Differential Spectral Damping Gap Adaptive Regularization for Ill-Conditioned Kernel Methods

Kernel methods requiring matrix inversion -- particularly Least-Squares Twin Support Vector Machines (LSTSVM) -- suffer from exponential eigenvalue decay in their system matrices, producing severely ill-conditioned problems where standard Tikhonov regularization applies uniform damping regardless of eigenvector reliability. We propose Differential Spectral Damping (DSD), a regularization formula that adapts its penalty to localized eigengap structure: preserving eigenvectors with large spectral gaps (reliable per Davis-Kahan perturbation theory) while aggressively suppressing those with small gaps (directionally corrupted beyond recovery). We motivate DSD through a principled design procedure grounded in the Davis-Kahan $\sin(Θ)$ theorem, systematically deriving the requirements for a reliability-aware damping function and selecting the exponential form for its smoothness, differentiability, and natural saturation properties. Through rigorous paired testing with fairly optimized baselines (including gradient-optimized Tikhonov receiving equal optimization opportunity), we demonstrate that DSD improves LSTSVM classification accuracy by +4.8 percentage points on real-world GINA ($d=970$, Cohen's $d = 4.49$, $p < 0.0001$), +10.4 percentage points at $d=200$, and +2.6 percentage points on Madelon ($d=500$) -- all using only principled spectral initialization while Tikhonov receives grid search.

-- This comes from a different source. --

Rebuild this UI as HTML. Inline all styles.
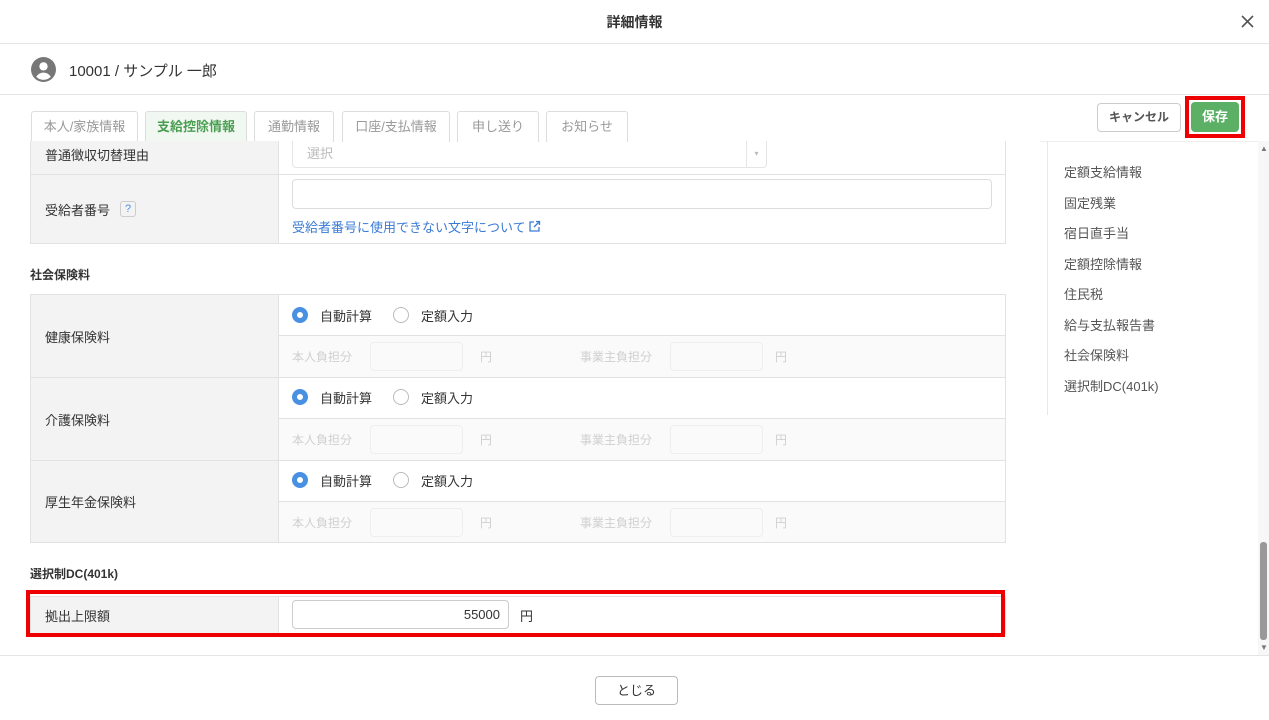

For pre-image reconstruction on manifold data, DSD ties Tikhonov at high perturbation noise ($p=0.99$) but slightly underperforms at lower noise levels; both reduce naive inversion error by $66\times$. We characterize the precise operating regime ($d \geq 100$, condition number $> 10^3$) and document where simpler methods suffice, providing practitioners with clear deployment guidance.